I still get dizzy, but it's becoming more and more related to over-stimulation and florescent lights, as opposed to just being dizzy because I'm awake.

I still forget how to spell words sometimes and can find myself lost in a conversation. My eyes still get tired. And the Bell's Palsy isn't fully resolved.

But I am better, and that's a reason to be optimistic that I will make a full recovery!

Friday, August 20, 2010

Writing and writing

I've been writing away, nearly everyday since we got home! I have forty cohesive pages, which is the most I've ever written of a straight narrative. I'm a bit proud of this, and I'm hoping if I keep up this pace that I will be ready to submit the proposal to an agent this fall. I've also entered a non-fiction writing competition, the finalists being announced on Tuesday. It's a day before the two-year anniversary, and it would sure help make me less sad on the 25th. I'm still not sure how we're going to mark that day.

Here's a little bit of teaser writing from the pages I've been working on:

While many had been evacuated, some were allowed to return to their home, sleep in their bed, be thankful they were spared a fire that could have leveled an entire neighborhood rather than a few houses in it. I wondered how different their lives would be if the wind had been blowing more southerly. I would be sitting in my house, curled up in my bed, feeling sorry for the neighbors down the street. I would be wondering how to help as I tossed my trash into the can and hauled it to the street.

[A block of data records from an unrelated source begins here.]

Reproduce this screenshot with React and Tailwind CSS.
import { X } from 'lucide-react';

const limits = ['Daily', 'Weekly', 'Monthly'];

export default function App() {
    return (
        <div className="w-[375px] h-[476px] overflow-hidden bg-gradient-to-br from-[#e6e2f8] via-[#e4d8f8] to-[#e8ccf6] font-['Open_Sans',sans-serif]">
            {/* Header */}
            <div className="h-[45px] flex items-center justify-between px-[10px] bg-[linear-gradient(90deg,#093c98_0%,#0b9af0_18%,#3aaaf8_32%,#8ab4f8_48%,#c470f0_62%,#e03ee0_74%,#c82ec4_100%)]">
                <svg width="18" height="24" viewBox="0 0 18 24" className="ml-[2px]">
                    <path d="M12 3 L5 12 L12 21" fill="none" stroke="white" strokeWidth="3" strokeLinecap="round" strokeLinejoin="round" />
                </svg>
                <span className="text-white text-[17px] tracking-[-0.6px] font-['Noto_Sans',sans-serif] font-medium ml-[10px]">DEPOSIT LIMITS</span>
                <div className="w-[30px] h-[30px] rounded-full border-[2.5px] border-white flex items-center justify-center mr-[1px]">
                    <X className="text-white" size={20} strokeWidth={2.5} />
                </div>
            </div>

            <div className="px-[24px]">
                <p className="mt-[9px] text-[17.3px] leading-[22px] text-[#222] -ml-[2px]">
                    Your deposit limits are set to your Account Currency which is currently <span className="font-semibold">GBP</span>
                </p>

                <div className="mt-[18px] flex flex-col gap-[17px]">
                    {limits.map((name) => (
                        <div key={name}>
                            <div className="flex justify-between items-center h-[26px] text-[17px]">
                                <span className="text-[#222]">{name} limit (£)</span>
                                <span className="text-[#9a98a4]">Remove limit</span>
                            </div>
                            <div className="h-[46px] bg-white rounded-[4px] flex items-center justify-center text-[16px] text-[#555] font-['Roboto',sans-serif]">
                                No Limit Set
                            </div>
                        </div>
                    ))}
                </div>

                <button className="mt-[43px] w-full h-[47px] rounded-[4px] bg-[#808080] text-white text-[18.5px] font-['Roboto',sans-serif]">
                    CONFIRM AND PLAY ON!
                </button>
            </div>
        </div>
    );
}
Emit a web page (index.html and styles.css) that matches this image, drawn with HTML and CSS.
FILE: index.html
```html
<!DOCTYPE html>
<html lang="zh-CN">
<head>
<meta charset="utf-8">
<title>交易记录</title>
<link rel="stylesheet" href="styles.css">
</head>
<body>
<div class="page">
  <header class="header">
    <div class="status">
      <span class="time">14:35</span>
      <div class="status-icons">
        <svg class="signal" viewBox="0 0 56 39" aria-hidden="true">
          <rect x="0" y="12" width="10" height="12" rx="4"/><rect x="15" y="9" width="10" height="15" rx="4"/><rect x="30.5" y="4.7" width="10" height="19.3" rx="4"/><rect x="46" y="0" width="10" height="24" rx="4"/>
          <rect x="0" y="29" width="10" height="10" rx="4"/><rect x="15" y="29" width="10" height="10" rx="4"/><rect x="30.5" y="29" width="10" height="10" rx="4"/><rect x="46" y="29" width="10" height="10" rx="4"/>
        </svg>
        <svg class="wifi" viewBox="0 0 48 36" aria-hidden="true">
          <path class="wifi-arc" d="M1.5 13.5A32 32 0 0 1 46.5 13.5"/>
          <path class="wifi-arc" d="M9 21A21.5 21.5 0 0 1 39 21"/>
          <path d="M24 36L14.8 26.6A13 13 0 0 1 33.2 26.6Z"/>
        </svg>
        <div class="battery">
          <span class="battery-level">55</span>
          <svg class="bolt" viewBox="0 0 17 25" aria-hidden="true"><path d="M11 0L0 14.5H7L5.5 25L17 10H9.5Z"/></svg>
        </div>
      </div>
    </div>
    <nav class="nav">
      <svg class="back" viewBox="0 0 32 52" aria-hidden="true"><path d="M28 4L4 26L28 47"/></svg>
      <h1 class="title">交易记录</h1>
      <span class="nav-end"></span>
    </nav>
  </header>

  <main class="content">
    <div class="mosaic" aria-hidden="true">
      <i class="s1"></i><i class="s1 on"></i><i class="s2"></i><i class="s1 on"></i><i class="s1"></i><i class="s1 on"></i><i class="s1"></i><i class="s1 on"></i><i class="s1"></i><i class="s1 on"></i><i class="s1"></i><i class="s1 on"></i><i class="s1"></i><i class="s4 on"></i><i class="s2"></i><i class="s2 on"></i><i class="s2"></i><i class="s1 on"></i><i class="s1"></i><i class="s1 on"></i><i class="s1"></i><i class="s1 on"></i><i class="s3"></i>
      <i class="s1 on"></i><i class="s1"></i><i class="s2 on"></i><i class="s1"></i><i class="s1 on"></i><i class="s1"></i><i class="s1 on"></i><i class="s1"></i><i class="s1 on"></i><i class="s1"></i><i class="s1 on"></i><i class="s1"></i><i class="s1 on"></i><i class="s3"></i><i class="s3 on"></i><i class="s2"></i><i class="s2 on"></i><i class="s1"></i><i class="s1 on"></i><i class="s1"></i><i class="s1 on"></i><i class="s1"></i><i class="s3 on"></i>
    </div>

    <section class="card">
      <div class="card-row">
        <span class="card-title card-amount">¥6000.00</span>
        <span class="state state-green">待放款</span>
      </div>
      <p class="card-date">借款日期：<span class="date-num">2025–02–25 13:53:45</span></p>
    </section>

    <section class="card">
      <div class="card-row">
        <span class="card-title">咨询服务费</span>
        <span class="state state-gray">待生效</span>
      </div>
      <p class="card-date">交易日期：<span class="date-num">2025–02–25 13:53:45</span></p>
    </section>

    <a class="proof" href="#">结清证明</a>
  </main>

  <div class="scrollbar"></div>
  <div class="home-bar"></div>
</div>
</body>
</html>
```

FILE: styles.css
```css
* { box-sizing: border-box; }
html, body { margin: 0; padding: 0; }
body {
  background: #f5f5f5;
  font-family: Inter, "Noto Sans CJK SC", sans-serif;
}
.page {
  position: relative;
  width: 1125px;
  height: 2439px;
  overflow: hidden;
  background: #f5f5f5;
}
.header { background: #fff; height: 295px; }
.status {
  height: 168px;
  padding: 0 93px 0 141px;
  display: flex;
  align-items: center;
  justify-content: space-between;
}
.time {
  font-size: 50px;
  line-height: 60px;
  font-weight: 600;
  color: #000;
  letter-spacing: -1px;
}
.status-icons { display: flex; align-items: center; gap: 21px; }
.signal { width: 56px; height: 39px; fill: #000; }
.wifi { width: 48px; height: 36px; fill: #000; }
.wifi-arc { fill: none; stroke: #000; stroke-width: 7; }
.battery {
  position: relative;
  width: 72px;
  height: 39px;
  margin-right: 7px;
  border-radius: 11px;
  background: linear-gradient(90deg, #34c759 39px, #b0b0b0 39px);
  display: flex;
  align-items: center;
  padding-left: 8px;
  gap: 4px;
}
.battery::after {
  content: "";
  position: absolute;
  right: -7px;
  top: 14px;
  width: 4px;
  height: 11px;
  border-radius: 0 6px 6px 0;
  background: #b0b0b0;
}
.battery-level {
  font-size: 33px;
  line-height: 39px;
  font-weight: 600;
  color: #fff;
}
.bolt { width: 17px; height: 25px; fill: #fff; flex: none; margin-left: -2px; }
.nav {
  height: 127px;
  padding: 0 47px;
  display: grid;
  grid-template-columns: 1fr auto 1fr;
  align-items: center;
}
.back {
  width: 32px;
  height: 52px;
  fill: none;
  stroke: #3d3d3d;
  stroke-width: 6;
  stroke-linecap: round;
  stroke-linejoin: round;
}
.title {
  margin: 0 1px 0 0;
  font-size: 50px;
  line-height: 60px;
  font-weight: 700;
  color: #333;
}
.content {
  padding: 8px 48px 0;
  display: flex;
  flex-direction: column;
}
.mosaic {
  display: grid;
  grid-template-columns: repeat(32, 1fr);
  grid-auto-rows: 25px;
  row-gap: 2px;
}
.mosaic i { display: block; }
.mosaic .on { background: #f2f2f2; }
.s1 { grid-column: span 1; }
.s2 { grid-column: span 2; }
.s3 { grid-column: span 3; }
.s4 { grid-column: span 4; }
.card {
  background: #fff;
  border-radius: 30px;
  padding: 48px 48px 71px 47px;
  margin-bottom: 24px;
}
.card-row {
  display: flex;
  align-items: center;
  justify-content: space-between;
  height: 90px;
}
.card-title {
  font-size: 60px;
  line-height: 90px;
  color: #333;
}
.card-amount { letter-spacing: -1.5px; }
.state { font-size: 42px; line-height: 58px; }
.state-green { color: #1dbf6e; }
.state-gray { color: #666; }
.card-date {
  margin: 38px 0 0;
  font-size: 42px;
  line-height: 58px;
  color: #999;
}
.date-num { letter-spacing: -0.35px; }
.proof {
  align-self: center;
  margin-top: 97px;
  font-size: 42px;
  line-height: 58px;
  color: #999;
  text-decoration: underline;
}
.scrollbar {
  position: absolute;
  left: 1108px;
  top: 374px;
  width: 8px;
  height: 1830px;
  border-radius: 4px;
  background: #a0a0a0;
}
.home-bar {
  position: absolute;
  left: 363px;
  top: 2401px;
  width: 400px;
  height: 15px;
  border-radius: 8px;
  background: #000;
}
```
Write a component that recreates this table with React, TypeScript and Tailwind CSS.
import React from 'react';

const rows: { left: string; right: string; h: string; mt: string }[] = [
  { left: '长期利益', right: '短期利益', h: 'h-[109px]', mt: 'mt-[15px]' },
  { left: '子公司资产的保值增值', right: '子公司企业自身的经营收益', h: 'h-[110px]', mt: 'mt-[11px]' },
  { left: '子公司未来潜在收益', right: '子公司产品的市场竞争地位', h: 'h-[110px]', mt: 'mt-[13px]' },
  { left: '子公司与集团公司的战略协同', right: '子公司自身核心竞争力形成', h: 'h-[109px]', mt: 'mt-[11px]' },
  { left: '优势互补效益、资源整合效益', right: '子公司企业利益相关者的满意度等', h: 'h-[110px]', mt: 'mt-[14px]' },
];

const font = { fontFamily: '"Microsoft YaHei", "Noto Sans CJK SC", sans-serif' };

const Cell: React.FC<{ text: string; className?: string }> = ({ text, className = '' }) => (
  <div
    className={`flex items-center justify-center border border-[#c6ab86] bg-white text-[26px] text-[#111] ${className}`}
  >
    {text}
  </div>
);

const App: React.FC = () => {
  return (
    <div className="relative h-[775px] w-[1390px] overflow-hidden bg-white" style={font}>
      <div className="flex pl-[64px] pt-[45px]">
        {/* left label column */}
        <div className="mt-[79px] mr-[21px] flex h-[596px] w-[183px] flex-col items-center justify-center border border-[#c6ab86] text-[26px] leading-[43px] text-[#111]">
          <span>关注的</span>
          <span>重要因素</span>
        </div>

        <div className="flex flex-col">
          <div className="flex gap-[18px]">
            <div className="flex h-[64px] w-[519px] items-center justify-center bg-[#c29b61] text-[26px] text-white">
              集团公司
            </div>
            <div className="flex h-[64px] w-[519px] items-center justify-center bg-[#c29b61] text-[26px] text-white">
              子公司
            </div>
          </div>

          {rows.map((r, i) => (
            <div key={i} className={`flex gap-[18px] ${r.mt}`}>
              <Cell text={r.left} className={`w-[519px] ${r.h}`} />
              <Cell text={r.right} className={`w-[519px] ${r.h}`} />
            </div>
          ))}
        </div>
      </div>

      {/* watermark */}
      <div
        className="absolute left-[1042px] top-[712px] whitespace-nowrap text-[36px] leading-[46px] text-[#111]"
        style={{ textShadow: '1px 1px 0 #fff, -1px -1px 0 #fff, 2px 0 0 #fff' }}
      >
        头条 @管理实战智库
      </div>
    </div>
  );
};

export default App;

But the winds hadn’t blown in their direction, and the fire had burned my house with my unborn son’s nursery. Whereas earlier in the week I had criticized the overgrown lawn and dandelions, I now envied them. I didn’t even have weeds to return to.

Tuesday, August 17, 2010

Chicken Soup publication

While on vacation, I got final notice that my story about our first Christmas in our new home without carpet or paint will be published in the upcoming Chicken Soup for the Soul: Christmas Magic.

I will be receiving a few free copies and will be hosting a few giveaways for signed copies leading up to Christmas.

In the meantime, check out the post of pictures of that magical day.

And head over to Amazon to pre-order a copy:

Saturday, August 7, 2010

Sea salt and gasoline

I stepped off the plane into the thick, humid air.

Home. Virginia Beach.

This place has a story; it knows mine. If we drive to the rec center, I can point out the spot in the woods where I kissed a boy, though I wouldn’t tell him it was my first. I can show where I was warned during driver’s ed when I forgot to yield when making a left turn. I can navigate the streets to my old home with precision, instinctively knowing when to push a little harder on the accelerator and when to back off and prepare the break.

Even though I’ve been gone ten years, I immediately recognize the cadence here.

I know the way the grass rises out of the bay. I recognize the sea salt that hangs in the air and settles in my pores. Salt water and gasoline is the smell of my childhood. Those on boats seem unaware that you could even live in a place where water isn’t part of your daily life, where bridges don’t dictate traffic decisions.

We ate at the local oyster bar last night. A twenty minute wait that would have annoyed me in Boise doesn’t faze me. Anything to be surrounded by the noise of a Friday night on the bay sitting on a picnic table eating fresh oysters that seem a little plumper, taste a little richer.

I watched the pink sunset behind the cumulous clouds and forget the thunderstorms that seemed imminent only hours before. Watching the sun set sitting on the bay has been a ritual since I was in high school. Whenever I get anxious, this sunset is what I return to in my mind as I ask peace to settle back into my soul.